## EXERCISE INSTRUCTIONS
Reproduce all the material exactly, minus any pictures it holds.

===== STORED DATA =====

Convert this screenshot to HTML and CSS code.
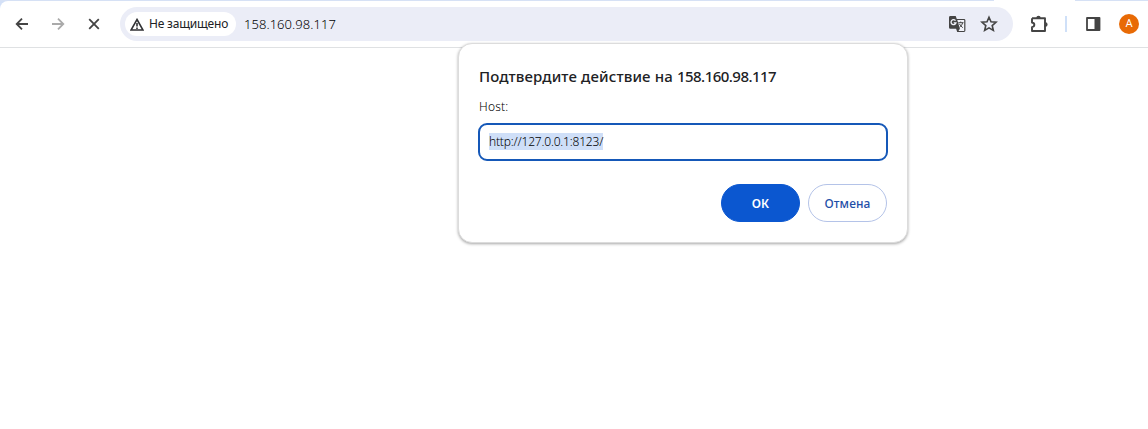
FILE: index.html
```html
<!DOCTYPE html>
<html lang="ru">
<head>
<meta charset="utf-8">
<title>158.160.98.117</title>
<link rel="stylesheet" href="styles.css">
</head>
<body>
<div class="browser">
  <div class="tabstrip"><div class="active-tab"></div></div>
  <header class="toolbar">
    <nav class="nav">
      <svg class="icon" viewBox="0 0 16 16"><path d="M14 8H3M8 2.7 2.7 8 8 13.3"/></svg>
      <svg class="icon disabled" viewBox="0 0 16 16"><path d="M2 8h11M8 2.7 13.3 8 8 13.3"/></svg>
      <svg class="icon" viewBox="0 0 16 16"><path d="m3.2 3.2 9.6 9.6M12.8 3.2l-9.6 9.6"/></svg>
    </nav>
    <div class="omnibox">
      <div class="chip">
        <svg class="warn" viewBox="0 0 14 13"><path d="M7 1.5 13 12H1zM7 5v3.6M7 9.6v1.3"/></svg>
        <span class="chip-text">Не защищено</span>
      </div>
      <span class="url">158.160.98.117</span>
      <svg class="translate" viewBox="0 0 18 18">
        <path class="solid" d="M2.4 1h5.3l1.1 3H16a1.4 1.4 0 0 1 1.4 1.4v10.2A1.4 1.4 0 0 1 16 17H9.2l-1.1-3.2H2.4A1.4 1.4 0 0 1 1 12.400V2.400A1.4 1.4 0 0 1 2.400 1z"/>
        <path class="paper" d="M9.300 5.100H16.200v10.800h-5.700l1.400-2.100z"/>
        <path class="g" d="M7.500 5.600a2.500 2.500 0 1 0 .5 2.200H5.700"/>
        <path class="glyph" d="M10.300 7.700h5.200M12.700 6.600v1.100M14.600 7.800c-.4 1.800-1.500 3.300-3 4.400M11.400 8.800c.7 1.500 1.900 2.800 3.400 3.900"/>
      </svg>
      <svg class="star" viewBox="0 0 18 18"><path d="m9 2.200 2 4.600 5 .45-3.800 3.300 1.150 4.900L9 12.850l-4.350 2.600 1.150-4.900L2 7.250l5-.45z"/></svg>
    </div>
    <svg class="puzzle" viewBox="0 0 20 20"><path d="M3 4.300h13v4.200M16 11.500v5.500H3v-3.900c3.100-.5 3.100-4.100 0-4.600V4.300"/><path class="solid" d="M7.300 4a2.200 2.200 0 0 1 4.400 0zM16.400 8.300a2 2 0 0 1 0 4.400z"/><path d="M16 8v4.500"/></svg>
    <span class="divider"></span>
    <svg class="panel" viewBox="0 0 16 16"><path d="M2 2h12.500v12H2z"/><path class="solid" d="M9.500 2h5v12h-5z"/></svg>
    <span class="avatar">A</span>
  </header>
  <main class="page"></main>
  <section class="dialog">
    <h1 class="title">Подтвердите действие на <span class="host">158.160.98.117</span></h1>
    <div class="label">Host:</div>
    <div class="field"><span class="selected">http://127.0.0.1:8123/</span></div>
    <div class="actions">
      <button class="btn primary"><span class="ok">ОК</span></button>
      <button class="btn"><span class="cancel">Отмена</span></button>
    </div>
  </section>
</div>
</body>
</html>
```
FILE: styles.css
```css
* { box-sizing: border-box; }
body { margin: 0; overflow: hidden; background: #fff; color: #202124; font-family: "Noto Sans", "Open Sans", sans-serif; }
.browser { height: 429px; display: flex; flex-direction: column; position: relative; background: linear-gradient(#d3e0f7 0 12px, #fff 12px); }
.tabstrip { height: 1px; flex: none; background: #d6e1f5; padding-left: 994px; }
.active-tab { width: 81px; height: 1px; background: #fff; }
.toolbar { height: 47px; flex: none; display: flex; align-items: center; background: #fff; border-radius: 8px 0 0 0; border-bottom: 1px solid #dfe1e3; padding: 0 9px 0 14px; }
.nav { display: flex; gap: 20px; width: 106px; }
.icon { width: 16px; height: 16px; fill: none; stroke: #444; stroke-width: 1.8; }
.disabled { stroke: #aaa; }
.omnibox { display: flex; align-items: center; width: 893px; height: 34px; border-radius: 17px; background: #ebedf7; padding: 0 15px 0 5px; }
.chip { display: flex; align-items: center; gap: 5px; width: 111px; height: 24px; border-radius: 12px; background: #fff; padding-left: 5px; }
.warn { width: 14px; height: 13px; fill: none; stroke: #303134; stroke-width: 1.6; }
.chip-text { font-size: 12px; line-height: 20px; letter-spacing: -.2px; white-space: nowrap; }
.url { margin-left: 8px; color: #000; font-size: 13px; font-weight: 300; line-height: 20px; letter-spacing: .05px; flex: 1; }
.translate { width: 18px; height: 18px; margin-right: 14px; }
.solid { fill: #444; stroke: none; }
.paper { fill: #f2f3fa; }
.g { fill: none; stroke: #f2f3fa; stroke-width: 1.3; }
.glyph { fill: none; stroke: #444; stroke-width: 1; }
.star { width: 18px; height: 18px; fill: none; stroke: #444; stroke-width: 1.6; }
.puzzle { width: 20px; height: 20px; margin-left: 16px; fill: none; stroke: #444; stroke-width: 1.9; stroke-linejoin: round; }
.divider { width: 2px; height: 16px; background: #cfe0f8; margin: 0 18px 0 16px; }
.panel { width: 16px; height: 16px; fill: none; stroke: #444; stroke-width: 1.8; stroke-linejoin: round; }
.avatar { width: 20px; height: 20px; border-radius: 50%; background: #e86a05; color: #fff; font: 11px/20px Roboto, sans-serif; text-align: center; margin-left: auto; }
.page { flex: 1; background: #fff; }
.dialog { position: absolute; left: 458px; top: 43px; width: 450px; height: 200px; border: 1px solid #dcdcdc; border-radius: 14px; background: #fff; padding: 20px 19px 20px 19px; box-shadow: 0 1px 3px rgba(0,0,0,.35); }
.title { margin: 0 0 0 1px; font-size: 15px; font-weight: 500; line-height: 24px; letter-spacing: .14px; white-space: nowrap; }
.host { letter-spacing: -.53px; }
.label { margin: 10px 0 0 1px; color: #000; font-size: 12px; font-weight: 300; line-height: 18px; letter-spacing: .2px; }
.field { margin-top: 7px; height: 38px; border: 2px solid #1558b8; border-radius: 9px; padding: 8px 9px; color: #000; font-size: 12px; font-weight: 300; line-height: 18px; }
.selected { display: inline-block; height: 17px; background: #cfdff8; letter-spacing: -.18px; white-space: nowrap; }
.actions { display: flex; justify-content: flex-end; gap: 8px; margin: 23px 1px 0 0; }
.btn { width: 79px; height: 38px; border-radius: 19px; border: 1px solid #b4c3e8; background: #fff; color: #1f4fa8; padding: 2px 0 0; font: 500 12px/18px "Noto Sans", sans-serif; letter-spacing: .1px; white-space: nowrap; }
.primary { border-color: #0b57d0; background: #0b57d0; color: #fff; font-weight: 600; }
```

=====

## RESPONSE
Convert this screenshot to HTML and CSS code.
FILE: index.html
```html
<!DOCTYPE html>
<html lang="ru">
<head>
<meta charset="utf-8">
<title>158.160.98.117</title>
<link rel="stylesheet" href="styles.css">
</head>
<body>
<div class="browser">
  <div class="tabstrip"><div class="active-tab"></div></div>
  <header class="toolbar">
    <nav class="nav">
      <svg class="icon" viewBox="0 0 16 16"><path d="M14 8H3M8 2.7 2.7 8 8 13.3"/></svg>
      <svg class="icon disabled" viewBox="0 0 16 16"><path d="M2 8h11M8 2.7 13.3 8 8 13.3"/></svg>
      <svg class="icon" viewBox="0 0 16 16"><path d="m3.2 3.2 9.6 9.6M12.8 3.2l-9.6 9.6"/></svg>
    </nav>
    <div class="omnibox">
      <div class="chip">
        <svg class="warn" viewBox="0 0 14 13"><path d="M7 1.5 13 12H1zM7 5v3.6M7 9.6v1.3"/></svg>
        <span class="chip-text">Не защищено</span>
      </div>
      <span class="url">158.160.98.117</span>
      <svg class="translate" viewBox="0 0 18 18">
        <path class="solid" d="M2.4 1h5.3l1.1 3H16a1.4 1.4 0 0 1 1.4 1.4v10.2A1.4 1.4 0 0 1 16 17H9.2l-1.1-3.2H2.4A1.4 1.4 0 0 1 1 12.400V2.400A1.4 1.4 0 0 1 2.400 1z"/>
        <path class="paper" d="M9.300 5.100H16.200v10.800h-5.700l1.400-2.100z"/>
        <path class="g" d="M7.500 5.600a2.500 2.500 0 1 0 .5 2.200H5.700"/>
        <path class="glyph" d="M10.300 7.700h5.200M12.700 6.600v1.100M14.600 7.800c-.4 1.800-1.500 3.300-3 4.400M11.400 8.800c.7 1.500 1.900 2.800 3.400 3.900"/>
      </svg>
      <svg class="star" viewBox="0 0 18 18"><path d="m9 2.200 2 4.600 5 .45-3.800 3.300 1.150 4.900L9 12.850l-4.350 2.600 1.150-4.900L2 7.250l5-.45z"/></svg>
    </div>
    <svg class="puzzle" viewBox="0 0 20 20"><path d="M3 4.300h13v4.200M16 11.500v5.500H3v-3.900c3.100-.5 3.100-4.100 0-4.600V4.300"/><path class="solid" d="M7.300 4a2.200 2.200 0 0 1 4.400 0zM16.400 8.300a2 2 0 0 1 0 4.400z"/><path d="M16 8v4.500"/></svg>
    <span class="divider"></span>
    <svg class="panel" viewBox="0 0 16 16"><path d="M2 2h12.500v12H2z"/><path class="solid" d="M9.500 2h5v12h-5z"/></svg>
    <span class="avatar">A</span>
  </header>
  <main class="page"></main>
  <section class="dialog">
    <h1 class="title">Подтвердите действие на <span class="host">158.160.98.117</span></h1>
    <div class="label">Host:</div>
    <div class="field"><span class="selected">http://127.0.0.1:8123/</span></div>
    <div class="actions">
      <button class="btn primary"><span class="ok">ОК</span></button>
      <button class="btn"><span class="cancel">Отмена</span></button>
    </div>
  </section>
</div>
</body>
</html>
```
FILE: styles.css
```css
* { box-sizing: border-box; }
body { margin: 0; overflow: hidden; background: #fff; color: #202124; font-family: "Noto Sans", "Open Sans", sans-serif; }
.browser { height: 429px; display: flex; flex-direction: column; position: relative; background: linear-gradient(#d3e0f7 0 12px, #fff 12px); }
.tabstrip { height: 1px; flex: none; background: #d6e1f5; padding-left: 994px; }
.active-tab { width: 81px; height: 1px; background: #fff; }
.toolbar { height: 47px; flex: none; display: flex; align-items: center; background: #fff; border-radius: 8px 0 0 0; border-bottom: 1px solid #dfe1e3; padding: 0 9px 0 14px; }
.nav { display: flex; gap: 20px; width: 106px; }
.icon { width: 16px; height: 16px; fill: none; stroke: #444; stroke-width: 1.8; }
.disabled { stroke: #aaa; }
.omnibox { display: flex; align-items: center; width: 893px; height: 34px; border-radius: 17px; background: #ebedf7; padding: 0 15px 0 5px; }
.chip { display: flex; align-items: center; gap: 5px; width: 111px; height: 24px; border-radius: 12px; background: #fff; padding-left: 5px; }
.warn { width: 14px; height: 13px; fill: none; stroke: #303134; stroke-width: 1.6; }
.chip-text { font-size: 12px; line-height: 20px; letter-spacing: -.2px; white-space: nowrap; }
.url { margin-left: 8px; color: #000; font-size: 13px; font-weight: 300; line-height: 20px; letter-spacing: .05px; flex: 1; }
.translate { width: 18px; height: 18px; margin-right: 14px; }
.solid { fill: #444; stroke: none; }
.paper { fill: #f2f3fa; }
.g { fill: none; stroke: #f2f3fa; stroke-width: 1.3; }
.glyph { fill: none; stroke: #444; stroke-width: 1; }
.star { width: 18px; height: 18px; fill: none; stroke: #444; stroke-width: 1.6; }
.puzzle { width: 20px; height: 20px; margin-left: 16px; fill: none; stroke: #444; stroke-width: 1.9; stroke-linejoin: round; }
.divider { width: 2px; height: 16px; background: #cfe0f8; margin: 0 18px 0 16px; }
.panel { width: 16px; height: 16px; fill: none; stroke: #444; stroke-width: 1.8; stroke-linejoin: round; }
.avatar { width: 20px; height: 20px; border-radius: 50%; background: #e86a05; color: #fff; font: 11px/20px Roboto, sans-serif; text-align: center; margin-left: auto; }
.page { flex: 1; background: #fff; }
.dialog { position: absolute; left: 458px; top: 43px; width: 450px; height: 200px; border: 1px solid #dcdcdc; border-radius: 14px; background: #fff; padding: 20px 19px 20px 19px; box-shadow: 0 1px 3px rgba(0,0,0,.35); }
.title { margin: 0 0 0 1px; font-size: 15px; font-weight: 500; line-height: 24px; letter-spacing: .14px; white-space: nowrap; }
.host { letter-spacing: -.53px; }
.label { margin: 10px 0 0 1px; color: #000; font-size: 12px; font-weight: 300; line-height: 18px; letter-spacing: .2px; }
.field { margin-top: 7px; height: 38px; border: 2px solid #1558b8; border-radius: 9px; padding: 8px 9px; color: #000; font-size: 12px; font-weight: 300; line-height: 18px; }
.selected { display: inline-block; height: 17px; background: #cfdff8; letter-spacing: -.18px; white-space: nowrap; }
.actions { display: flex; justify-content: flex-end; gap: 8px; margin: 23px 1px 0 0; }
.btn { width: 79px; height: 38px; border-radius: 19px; border: 1px solid #b4c3e8; background: #fff; color: #1f4fa8; padding: 2px 0 0; font: 500 12px/18px "Noto Sans", sans-serif; letter-spacing: .1px; white-space: nowrap; }
.primary { border-color: #0b57d0; background: #0b57d0; color: #fff; font-weight: 600; }
```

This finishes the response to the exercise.